┌────────

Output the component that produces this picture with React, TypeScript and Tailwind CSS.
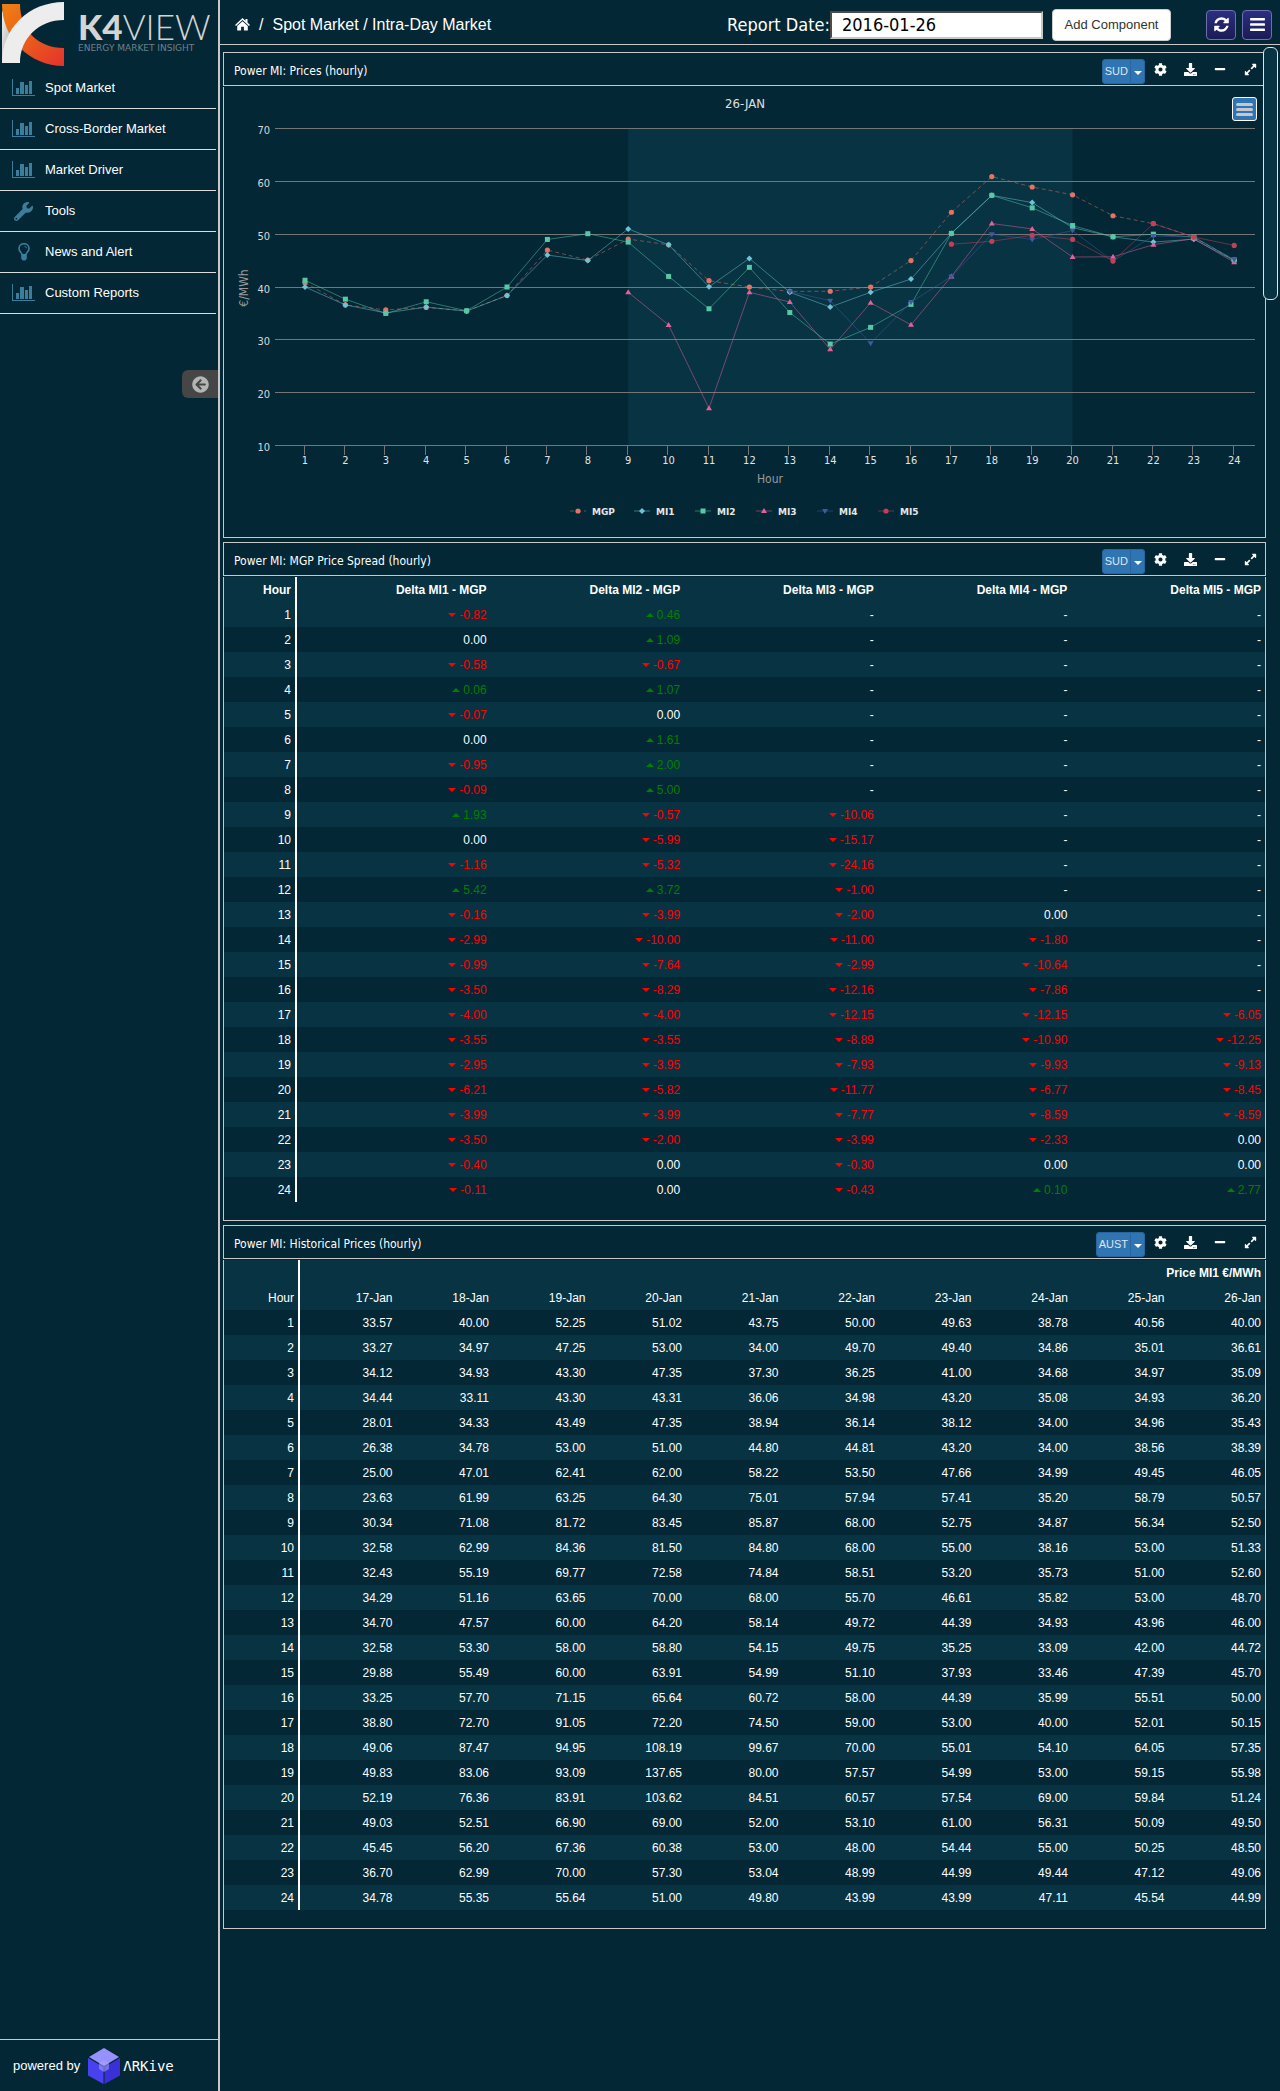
import React from "react";
import {
  FaArrowCircleLeft,
  FaBars,
  FaCog,
  FaDownload,
  FaExpandAlt,
  FaMinus,
  FaWrench,
} from "react-icons/fa";

const UI_FONT = "font-['DejaVu_Sans_Condensed','Noto_Sans',sans-serif]";

type Delta = number | null;

/* MGP reference price per hour, followed by the MI1..MI5 spreads against it. */
const mgp = [
  40.82, 36.61, 35.67, 36.14, 35.5, 38.39, 47.0, 45.09, 49.07, 47.99, 41.2, 40.0,
  39.16, 39.2, 40.0, 45.0, 54.15, 60.9, 58.93, 57.45, 53.49, 52.0, 49.46, 45.1,
];

const spread: Delta[][] = [
  [-0.82, 0.46, null, null, null],
  [0, 1.09, null, null, null],
  [-0.58, -0.67, null, null, null],
  [0.06, 1.07, null, null, null],
  [-0.07, 0, null, null, null],
  [0, 1.61, null, null, null],
  [-0.95, 2.0, null, null, null],
  [-0.09, 5.0, null, null, null],
  [1.93, -0.57, -10.06, null, null],
  [0, -5.99, -15.17, null, null],
  [-1.16, -5.32, -24.16, null, null],
  [5.42, 3.72, -1.0, null, null],
  [-0.16, -3.99, -2.0, 0, null],
  [-2.99, -10.0, -11.0, -1.8, null],
  [-0.99, -7.64, -2.99, -10.64, null],
  [-3.5, -8.29, -12.16, -7.86, null],
  [-4.0, -4.0, -12.15, -12.15, -6.05],
  [-3.55, -3.55, -8.89, -10.9, -12.25],
  [-2.95, -3.95, -7.93, -9.93, -9.13],
  [-6.21, -5.82, -11.77, -6.77, -8.45],
  [-3.99, -3.99, -7.77, -8.59, -8.59],
  [-3.5, -2.0, -3.99, -2.33, 0],
  [-0.4, 0, -0.3, 0, 0],
  [-0.11, 0, -0.43, 0.1, 2.77],
];

const days = ["17-Jan", "18-Jan", "19-Jan", "20-Jan", "21-Jan", "22-Jan", "23-Jan", "24-Jan", "25-Jan", "26-Jan"];

const history = [
  "33.57 40.00 52.25 51.02 43.75 50.00 49.63 38.78 40.56 40.00",
  "33.27 34.97 47.25 53.00 34.00 49.70 49.40 34.86 35.01 36.61",
  "34.12 34.93 43.30 47.35 37.30 36.25 41.00 34.68 34.97 35.09",
  "34.44 33.11 43.30 43.31 36.06 34.98 43.20 35.08 34.93 36.20",
  "28.01 34.33 43.49 47.35 38.94 36.14 38.12 34.00 34.96 35.43",
  "26.38 34.78 53.00 51.00 44.80 44.81 43.20 34.00 38.56 38.39",
  "25.00 47.01 62.41 62.00 58.22 53.50 47.66 34.99 49.45 46.05",
  "23.63 61.99 63.25 64.30 75.01 57.94 57.41 35.20 58.79 50.57",
  "30.34 71.08 81.72 83.45 85.87 68.00 52.75 34.87 56.34 52.50",
  "32.58 62.99 84.36 81.50 84.80 68.00 55.00 38.16 53.00 51.33",
  "32.43 55.19 69.77 72.58 74.84 58.51 53.20 35.73 51.00 52.60",
  "34.29 51.16 63.65 70.00 68.00 55.70 46.61 35.82 53.00 48.70",
  "34.70 47.57 60.00 64.20 58.14 49.72 44.39 34.93 43.96 46.00",
  "32.58 53.30 58.00 58.80 54.15 49.75 35.25 33.09 42.00 44.72",
  "29.88 55.49 60.00 63.91 54.99 51.10 37.93 33.46 47.39 45.70",
  "33.25 57.70 71.15 65.64 60.72 58.00 44.39 35.99 55.51 50.00",
  "38.80 72.70 91.05 72.20 74.50 59.00 53.00 40.00 52.01 50.15",
  "49.06 87.47 94.95 108.19 99.67 70.00 55.01 54.10 64.05 57.35",
  "49.83 83.06 93.09 137.65 80.00 57.57 54.99 53.00 59.15 55.98",
  "52.19 76.36 83.91 103.62 84.51 60.57 57.54 69.00 59.84 51.24",
  "49.03 52.51 66.90 69.00 52.00 53.10 61.00 56.31 50.09 49.50",
  "45.45 56.20 67.36 60.38 53.00 48.00 54.44 55.00 50.25 48.50",
  "36.70 62.99 70.00 57.30 53.04 48.99 44.99 49.44 47.12 49.06",
  "34.78 55.35 55.64 51.00 49.80 43.99 43.99 47.11 45.54 44.99",
].map((row) => row.split(" "));

/* ---------- icons ---------- */

function BarChartIcon() {
  return (
    <svg width="23" height="18" viewBox="0 0 23 18" fill="#3d7d9c" aria-hidden="true">
      <rect x="0" y="0" width="1" height="17" />
      <rect x="0" y="16" width="23" height="1" />
      <rect x="4" y="9" width="3" height="6" />
      <rect x="8" y="3" width="4" height="12" />
      <rect x="13" y="6" width="3" height="9" />
      <rect x="17" y="2" width="3" height="13" />
    </svg>
  );
}

function BulbIcon() {
  return (
    <svg width="12" height="18" viewBox="0 0 12 18" fill="none" aria-hidden="true">
      <path
        d="M4 11.500C3.700 9.500 1 8.500 1 5.500A5 4.800 0 0 1 11 5.500C11 8.500 8.300 9.500 8 11.500"
        stroke="currentColor"
        strokeWidth="1.600"
      />
      <path d="M6.500 3.200Q8.300 3.600 8.500 5.300" stroke="currentColor" />
      <path d="M3.200 11h5.600v4.800L7.300 17.500H4.700L3.200 15.800z" fill="currentColor" />
    </svg>
  );
}

function HomeIcon() {
  return (
    <svg width="15" height="13" viewBox="0 0 15 13" fill="#fff" aria-hidden="true">
      <path d="M7.500 0 0 7l1 1 6.500-6L14 8l1-1-2.500-2.400V1h-2v1.700z" />
      <path d="M7.500 3.200 2.200 8v4.500h3.900V8.700h2.800v3.800h3.900V8z" />
    </svg>
  );
}

function RefreshIcon() {
  return (
    <svg width="15" height="17" viewBox="0 0 1536 1792" fill="currentColor" aria-hidden="true">
      <path d="M1511 1056q0 5-1 7-64 268-268 434.500t-478 166.500q-146 0-282.500-55t-243.500-157l-129 129q-19 19-45 19t-45-19-19-45v-448q0-26 19-45t45-19h448q26 0 45 19t19 45-19 45l-137 137q71 66 161 102t187 36q134 0 250-65t186-179q11-17 53-117 8-23 30-23h192q13 0 22.500 9.500t9.500 22.500zM1536 256v448q0 26-19 45t-45 19h-448q-26 0-45-19t-19-45 19-45l138-138q-148-137-349-137-134 0-250 65t-186 179q-11 17-53 117-8 23-30 23h-199q-13 0-22.500-9.500t-9.500-22.500v-7q65-268 270-434.500t480-166.500q146 0 284 55.500t245 156.500l130-129q19-19 45-19t45 19 19 45z" />
    </svg>
  );
}

function KLogo() {
  return (
    <svg width="64" height="68" viewBox="0 0 64 68" className="shrink-0" aria-hidden="true">
      <defs>
        <linearGradient id="flame" x1="0" y1="0" x2="1" y2="1">
          <stop offset="0" stopColor="#f08010" />
          <stop offset="0.5" stopColor="#ea5b1c" />
          <stop offset="1" stopColor="#e5322d" />
        </linearGradient>
        <linearGradient id="fold" x1="0" y1="0" x2="1" y2="1">
          <stop offset="0" stopColor="#f2f2f2" />
          <stop offset="1" stopColor="#a5a5a5" />
        </linearGradient>
      </defs>
      <path d="M2 10V63L12 33z" fill="url(#fold)" />
      <path d="M2 4H20C20 30 38 48 64 48V66C29 66 2 38 2 4z" fill="url(#flame)" />
      <path d="M2 63C2 28 29 2 64 2V20C39 20 20 38 20 63z" fill="#ededed" />
    </svg>
  );
}

function CubeLogo() {
  return (
    <svg width="34" height="38" viewBox="0 0 34 38" aria-hidden="true">
      <path d="M17 1 32 10 17 19 2 10z" fill="#9790ff" />
      <path d="M1 11 16.500 20V37L1 28.500z" fill="#4a41ee" />
      <path d="M33 11 17.500 20V37L33 28.500z" fill="#3a30d6" />
      <path d="M17 13 22 16V22L17 25 12 22V16z" fill="#a9a4ff" opacity="0.55" />
    </svg>
  );
}

/* ---------- chart ---------- */

const px = (hour: number) => 81 + (hour - 1) * 40.4;
const py = (value: number) => 358.5 - (value - 10) * 5.283;

type Series = { name: string; color: string; shape: string; values: Delta[]; dashed?: boolean };

const series: Series[] = [
  { name: "MGP", color: "#e27466", shape: "circle", values: mgp, dashed: true },
  { name: "MI1", color: "#6cc3d5", shape: "diamond", values: [] },
  { name: "MI2", color: "#56c8a6", shape: "square", values: [] },
  { name: "MI3", color: "#e0629a", shape: "up", values: [] },
  { name: "MI4", color: "#41599e", shape: "down", values: [] },
  { name: "MI5", color: "#c33f57", shape: "circle", values: [] },
].map((s, i) =>
  i === 0
    ? s
    : {
        ...s,
        values: mgp.map((base, h) => {
          const d = spread[h][i - 1];
          return d === null ? null : base + d;
        }),
      },
);

function Marker({ shape, x, y, color }: { shape: string; x: number; y: number; color: string }) {
  switch (shape) {
    case "diamond":
      return <path d={`M${x} ${y - 3}l3 3-3 3-3-3z`} fill={color} />;
    case "square":
      return <rect x={x - 2.5} y={y - 2.5} width="5" height="5" fill={color} />;
    case "up":
      return <path d={`M${x} ${y - 3}l3 5h-6z`} fill={color} />;
    case "down":
      return <path d={`M${x} ${y + 3}l3-5h-6z`} fill={color} />;
    default:
      return <circle cx={x} cy={y} r="2.6" fill={color} />;
  }
}

const legendX = [346, 410, 471, 532, 593, 654];

function PriceChart() {
  const hours = Array.from({ length: 24 }, (_, i) => i + 1);
  return (
    <svg viewBox="0 0 1041 450" className={`block h-auto w-full ${UI_FONT}`} role="img" aria-label="26-JAN prices">
      <rect x={px(9)} y="41" width={px(20) - px(9)} height="317" fill="#083342" />
      {[70, 60, 50, 40, 30, 20, 10].map((v) => {
        const y = Math.floor(py(v)) + 0.5;
        return (
          <g key={v}>
            <line x1="51" x2="1031" y1={y} y2={y} stroke="#737577" />
            <text x="46" y={y + 5} textAnchor="end" fontSize="11" fill="#d8d8d8">
              {v}
            </text>
          </g>
        );
      })}
      {hours.map((h) => {
        const x = Math.floor(px(h)) - 0.5;
        return (
          <g key={h}>
            <line x1={x} x2={x} y1="359" y2="368" stroke="#737577" />
            <text x={px(h)} y="377" textAnchor="middle" fontSize="11" fill="#e4e4e4">
              {h}
            </text>
          </g>
        );
      })}
      {series.map((s) => {
        const pts = s.values.map((v, i) => (v === null ? null : [px(i + 1), py(v)])).filter(Boolean) as number[][];
        return (
          <g key={s.name}>
            <polyline
              points={pts.map((p) => p.join(",")).join(" ")}
              fill="none"
              stroke={s.color}
              strokeOpacity="0.5"
              strokeDasharray={s.dashed ? "4 3" : undefined}
            />
            {pts.map(([x, y]) => (
              <Marker key={x} shape={s.shape} x={x} y={y} color={s.color} />
            ))}
          </g>
        );
      })}
      <text x="521" y="21" textAnchor="middle" fontSize="13" fill="#e0e0e0">
        26-JAN
      </text>
      <text x="546" y="396" textAnchor="middle" fontSize="12" fill="#9a9a9a">
        Hour
      </text>
      <text transform="translate(24 201) rotate(-90)" textAnchor="middle" fontSize="12" fill="#9a9a9a">
        €/MWh
      </text>
      {series.map((s, i) => (
        <g key={s.name}>
          <line
            x1={legendX[i]}
            x2={legendX[i] + 16}
            y1="424"
            y2="424"
            stroke={s.color}
            strokeOpacity="0.5"
            strokeDasharray={s.dashed ? "4 3" : undefined}
          />
          <Marker shape={s.shape} x={legendX[i] + 8} y={424} color={s.color} />
          <text
            x={legendX[i] + 22}
            y="428"
            fontSize="9"
            fontWeight="700"
            fill="#e6e6e6"
            className="font-['DejaVu_Sans',sans-serif]"
          >
            {s.name}
          </text>
        </g>
      ))}
    </svg>
  );
}

/* ---------- panels ---------- */

const toolClass = "flex h-8 w-[30px] items-center justify-center text-white";

function Panel({ title, zone, children }: { title: string; zone: string; children: React.ReactNode }) {
  return (
    <section>
      <header className="flex h-[34px] items-center border border-[#c8c8c8] pl-[10px]">
        <h2 className={`flex-1 pt-[3px] text-xs text-white ${UI_FONT}`}>{title}</h2>
        <div className="mt-1 flex h-[25px] rounded-sm bg-[#2f75b3] text-[11px] text-[#dfe6ec]">
          <button type="button" className="rounded-l-sm border border-[#28659c] px-[2px]">
            {zone}
          </button>
          <button
            type="button"
            aria-label={`Choose zone, ${zone}`}
            className="flex w-[14px] items-center justify-center rounded-r-sm border border-l-0 border-[#28659c] pt-1"
          >
            <svg width="8" height="4" viewBox="0 0 8 4" fill="#fff" aria-hidden="true">
              <path d="M0 0h8L4 4z" />
            </svg>
          </button>
        </div>
        <button type="button" aria-label="Settings" className={toolClass}>
          <FaCog size={13} />
        </button>
        <button type="button" aria-label="Download" className={toolClass}>
          <FaDownload size={13} />
        </button>
        <button type="button" aria-label="Minimize" className={toolClass}>
          <FaMinus size={12} />
        </button>
        <button type="button" aria-label="Expand" className={toolClass}>
          <FaExpandAlt size={13} />
        </button>
      </header>
      <div className="relative mt-px border-x border-b border-[#c8c8c8]">{children}</div>
    </section>
  );
}

function DeltaCell({ value }: { value: Delta }) {
  if (value === null) return <td className="pr-1">-</td>;
  if (value === 0) return <td className="pr-1">0.00</td>;
  const down = value < 0;
  return (
    <td className={down ? "pr-1 text-[#ff0000]" : "pr-1 text-[#008000]"}>
      <svg width="8" height="4" viewBox="0 0 8 4" fill="currentColor" className="mr-[3px] inline-block align-[2px]" aria-hidden="true">
        <path d={down ? "M0 0h8L4 4z" : "M0 4h8L4 0z"} />
      </svg>
      {value.toFixed(2)}
    </td>
  );
}

const tableClass = "mb-[18px] w-full table-fixed border-separate border-spacing-0 text-right text-xs text-white";

function SpreadTable() {
  return (
    <table className={tableClass}>
      <colgroup>
        <col className="w-[73px]" />
      </colgroup>
      <thead>
        <tr className="h-[25px] bg-[#083342]">
          <th className="border-r-2 border-white pr-1">Hour</th>
          {[1, 2, 3, 4, 5].map((n) => (
            <th key={n} className="pr-1">{`Delta MI${n} - MGP`}</th>
          ))}
        </tr>
      </thead>
      <tbody>
        {spread.map((row, i) => (
          <tr key={i} className="h-[25px] odd:bg-[#083342]">
            <td className="border-r-2 border-white pr-1">{i + 1}</td>
            {row.map((v, c) => (
              <DeltaCell key={c} value={v} />
            ))}
          </tr>
        ))}
      </tbody>
    </table>
  );
}

function HistoryTable() {
  return (
    <table className={tableClass}>
      <colgroup>
        <col className="w-[76px]" />
        {days.map((d) => (
          <col key={d} />
        ))}
      </colgroup>
      <thead className="bg-[#083342]">
        <tr className="h-[25px]">
          <td className="border-r-2 border-white" />
          <th colSpan={10} className="pr-1">
            Price MI1 €/MWh
          </th>
        </tr>
        <tr className="h-[25px]">
          <th className="border-r-2 border-white pr-1 font-normal">Hour</th>
          {days.map((d) => (
            <th key={d} className="pr-1 font-normal">
              {d}
            </th>
          ))}
        </tr>
      </thead>
      <tbody>
        {history.map((row, i) => (
          <tr key={i} className="h-[25px] even:bg-[#083342]">
            <td className="border-r-2 border-white pr-1">{i + 1}</td>
            {row.map((v, c) => (
              <td key={c} className="pr-1">
                {v}
              </td>
            ))}
          </tr>
        ))}
      </tbody>
    </table>
  );
}

/* ---------- page ---------- */

const nav = [
  { label: "Spot Market", icon: <BarChartIcon /> },
  { label: "Cross-Border Market", icon: <BarChartIcon /> },
  { label: "Market Driver", icon: <BarChartIcon /> },
  { label: "Tools", icon: <FaWrench size={19} /> },
  { label: "News and Alert", icon: <BulbIcon /> },
  { label: "Custom Reports", icon: <BarChartIcon /> },
];

const squareButton =
  "flex h-[30px] w-[30px] items-center justify-center rounded-sm border border-[#6f6fae] bg-linear-to-b from-[#2a2f80] to-[#1b1b55] text-white";

export default function App() {
  return (
    <div className="flex min-h-screen bg-[#032735] font-['Liberation_Sans',Arial,sans-serif] text-white">
      <aside className="flex w-[220px] shrink-0 flex-col border-r-2 border-[#c8c8c8]">
        <a href="#home" className="flex h-[68px] items-start">
          <KLogo />
          <span className="ml-[14px] mt-3 flex flex-col gap-1 font-['Lato',sans-serif] text-[#d4d4d4]">
            <span className="flex text-[35px] leading-[28px]">
              <span className="font-black">K4</span>
              <span className="font-light">VIEW</span>
            </span>
            <span className="font-['DejaVu_Sans',sans-serif] text-[9px] leading-[8px] whitespace-nowrap text-[#6f8189]">
              ENERGY MARKET INSIGHT
            </span>
          </span>
        </a>
        <nav className="mr-[2px]">
          {nav.map((item) => (
            <a key={item.label} href="#section" className="flex h-[41px] items-center border-b border-[#dcdcdc] pl-3 text-[13px]">
              <span className="mr-[10px] flex w-[23px] justify-center text-[#3d7d9c]">{item.icon}</span>
              {item.label}
            </a>
          ))}
        </nav>
        <button
          type="button"
          aria-label="Collapse sidebar"
          className="mt-14 flex h-7 w-9 items-center justify-center self-end rounded-l-md bg-[#464646] text-[#b4b4b4]"
        >
          <FaArrowCircleLeft size={17} />
        </button>
        <footer className="mt-auto flex h-[52px] items-center border-t border-[#c8c8c8] pl-[13px] text-[13px]">
          powered by
          <span className="ml-[7px] flex items-center gap-[2px]">
            <CubeLogo />
            <span className="font-['DejaVu_Sans_Mono',monospace] text-sm">ΛRKive</span>
          </span>
        </footer>
      </aside>

      <div className="min-w-0 flex-1">
        <header className="flex h-[45px] items-center border-b border-[#c8c8c8] pr-2 pl-[15px] pt-[5px]">
          <nav className="flex items-center gap-[9px] text-base" aria-label="Breadcrumb">
            <a href="#home" aria-label="Home">
              <HomeIcon />
            </a>
            <span>/</span>
            <span>Spot Market / Intra-Day Market</span>
          </nav>
          <label htmlFor="report-date" className={`ml-auto text-lg ${UI_FONT}`}>
            Report Date:
          </label>
          <input
            id="report-date"
            type="text"
            defaultValue="2016-01-26"
            className={`h-7 w-[213px] border-2 border-t-[#4a4a4a] border-r-[#c8c8c8] border-b-[#c8c8c8] border-l-[#4a4a4a] bg-white pl-[10px] text-lg text-black ${UI_FONT}`}
          />
          <button type="button" className="ml-[9px] h-8 w-[119px] rounded-sm border border-[#ccc] bg-white text-[13px] text-[#333]">
            Add Component
          </button>
          <button type="button" aria-label="Refresh" className={`ml-[35px] ${squareButton}`}>
            <RefreshIcon />
          </button>
          <button type="button" aria-label="Menu" className={`ml-[6px] ${squareButton}`}>
            <FaBars size={17} />
          </button>
        </header>

        <main className="relative flex flex-col gap-1 pt-[7px] pr-[14px] pl-[3px]">
          <Panel title="Power MI: Prices (hourly)" zone="SUD">
            <PriceChart />
            <button
              type="button"
              aria-label="Chart menu"
              className="absolute top-[10px] right-2 flex h-6 w-[25px] flex-col items-center justify-center gap-[2px] rounded-[3px] border border-white bg-[#2f75b3]"
            >
              <span className="h-[3px] w-[17px] rounded-sm bg-[#c4c8cc]" />
              <span className="h-[3px] w-[17px] rounded-sm bg-[#c4c8cc]" />
              <span className="h-[3px] w-[17px] rounded-sm bg-[#c4c8cc]" />
            </button>
          </Panel>
          <Panel title="Power MI: MGP Price Spread (hourly)" zone="SUD">
            <SpreadTable />
          </Panel>
          <Panel title="Power MI: Historical Prices (hourly)" zone="AUST">
            <HistoryTable />
          </Panel>
          <div className="absolute top-[2px] right-[2px] h-[253px] w-[15px] rounded-md border border-[#dfe4e6] bg-[#083342]" />
        </main>
      </div>
    </div>
  );
}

└────────

What you should do »
Starting at the top of the listing above, reproduce each line up to and including the one with "type Delta = number | null;"; omit the pictures.

Complete output »
Output the component that produces this picture with React, TypeScript and Tailwind CSS.
import React from "react";
import {
  FaArrowCircleLeft,
  FaBars,
  FaCog,
  FaDownload,
  FaExpandAlt,
  FaMinus,
  FaWrench,
} from "react-icons/fa";

const UI_FONT = "font-['DejaVu_Sans_Condensed','Noto_Sans',sans-serif]";

type Delta = number | null;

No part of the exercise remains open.